The Pentagon’s civilian leadership has ordered the military to review the accidental 1994 shooting down of two U.S. Army helicopters by a pair of Air Force F-15C fighters to make sure that all those responsible have been held fully accountable, officials said Tuesday.
In an unusual step, Deputy Secretary of Defense John P. White directed the secretaries of the Air Force and the Army to check over what has been done so far and recommend additional punishments--in the form of administrative actions--if they believe them necessary.
The order appeared to be designed to fulfill promises made by Defense Secretary William J. Perry at the time of the tragedy that the department ultimately would hold everyone responsible for the tragedy “fully accountable” no matter what their rank.
The Pentagon has come under criticism recently because, despite a year of legal proceedings, only one person has been court-martialed and he was acquitted, while a handful of others received light administrative punishments.
Kenneth H. Bacon, the Pentagon’s spokesman, said that the Defense Department leadership had wanted to wait until the military legal process had run its course and was moving to ensure that other kinds of disciplinary action now would be taken if warranted.
“The secretary wants to make sure that the system . . . that deals with performance reviews [and] evaluations is in sync with the rest of the [military justice] system,” he told reporters.
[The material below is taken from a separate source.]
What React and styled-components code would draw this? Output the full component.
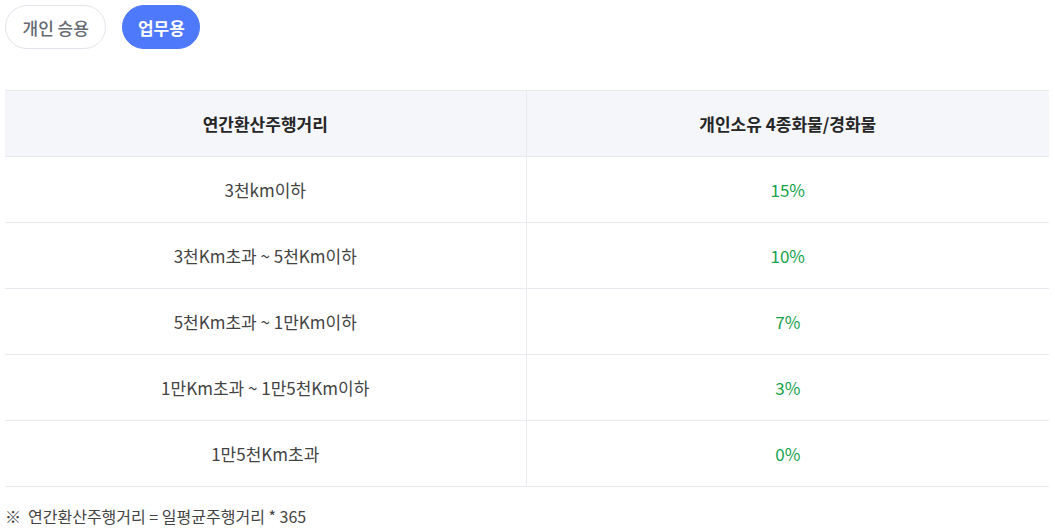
import React, { useState } from "react";
import styled, { createGlobalStyle } from "styled-components";

const Global = createGlobalStyle`
  * { box-sizing: border-box; }
  body {
    margin: 0;
    background: #fff;
    font-family: "Noto Sans CJK KR", "Noto Sans", sans-serif;
  }
`;

const Page = styled.div`
  padding: 5px 5px 0 5px;
`;

const Tabs = styled.div`
  display: flex;
  gap: 16px;
  align-items: center;
`;

const Tab = styled.button`
  height: 44px;
  padding: 0 ${(p) => (p.$active ? "14.5px" : "16.5px")};
  border-radius: 22px;
  border: 1px solid ${(p) => (p.$active ? "#4e79fb" : "#e1e4ea")};
  background: ${(p) => (p.$active ? "#4e79fb" : "#fff")};
  color: ${(p) => (p.$active ? "#fff" : "#666a73")};
  font-family: inherit;
  font-size: 17px;
  font-weight: ${(p) => (p.$active ? 700 : 500)};
  cursor: pointer;
  line-height: 1;
`;

const Table = styled.table`
  margin-top: 41px;
  width: 1044px;
  border-collapse: collapse;
  table-layout: fixed;
`;

const Th = styled.th`
  height: 66px;
  background: #f5f6fa;
  border-top: 1px solid #e9eaf0;
  border-bottom: 1px solid #e9eaf0;
  font-size: 17px;
  font-weight: 700;
  color: #262626;
  text-align: center;
  padding: 0;
  & + & { border-left: 1px solid #e9eaf0; }
`;

const Td = styled.td`
  height: 66px;
  border-bottom: 1px solid #e9eaf0;
  font-size: 17px;
  color: ${(p) => (p.$rate ? "#16a34a" : "#444")};
  text-align: center;
  padding: 0;
  & + & { border-left: 1px solid #e9eaf0; }
`;

const Note = styled.p`
  margin: 17px 0 0 0;
  font-size: 16px;
  line-height: 24px;
  color: #444;
`;

const Mark = styled.span`
  margin-right: 7px;
`;

const rows = [
  ["3천km이하", "15%"],
  ["3천Km초과 ~ 5천Km이하", "10%"],
  ["5천Km초과 ~ 1만Km이하", "7%"],
  ["1만Km초과 ~ 1만5천Km이하", "3%"],
  ["1만5천Km초과", "0%"],
];

export default function App() {
  const [tab, setTab] = useState(1);
  return (
    <Page>
      <Global />
      <Tabs>
        <Tab $active={tab === 0} onClick={() => setTab(0)}>개인 승용</Tab>
        <Tab $active={tab === 1} onClick={() => setTab(1)}>업무용</Tab>
      </Tabs>
      <Table>
        <colgroup>
          <col style={{ width: "521px" }} />
          <col />
        </colgroup>
        <thead>
          <tr>
            <Th>연간환산주행거리</Th>
            <Th>개인소유 4종화물/경화물</Th>
          </tr>
        </thead>
        <tbody>
          {rows.map(([d, r]) => (
            <tr key={d}>
              <Td>{d}</Td>
              <Td $rate>{r}</Td>
            </tr>
          ))}
        </tbody>
      </Table>
      <Note><Mark>※</Mark>연간환산주행거리 = 일평균주행거리 * 365</Note>
    </Page>
  );
}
The tragic accident, which apparently occurred after the F-15Cs mistook the U.S. Black Hawk helicopters for Soviet-made Iraqi Hinds in the “no-fly” zone established over northern Iraq after the Persian Gulf War, resulted in the deaths of 26 military and diplomatic officials, including 15 Americans.
The helicopters were hit by air-to-air missiles fired by the F-15Cs. Perry and Gen. John M. Shalikashvili, chairman of the Joint Chiefs of Staff, said initial investigations showed that the incident stemmed from mistakes at all levels, including those of top commanders.
The Pentagon also made public a message to all commanders sent by Gen. Ronald R. Fogleman, the Air Force chief of staff, warning that “we cannot tolerate actions which appear to condemn inappropriate conduct . . . or even worse, reward it.”
“Accountability is critically important,” Fogleman wrote in his message. “To do less will undermine good order and discipline of the force and destroy the trust of the American public.”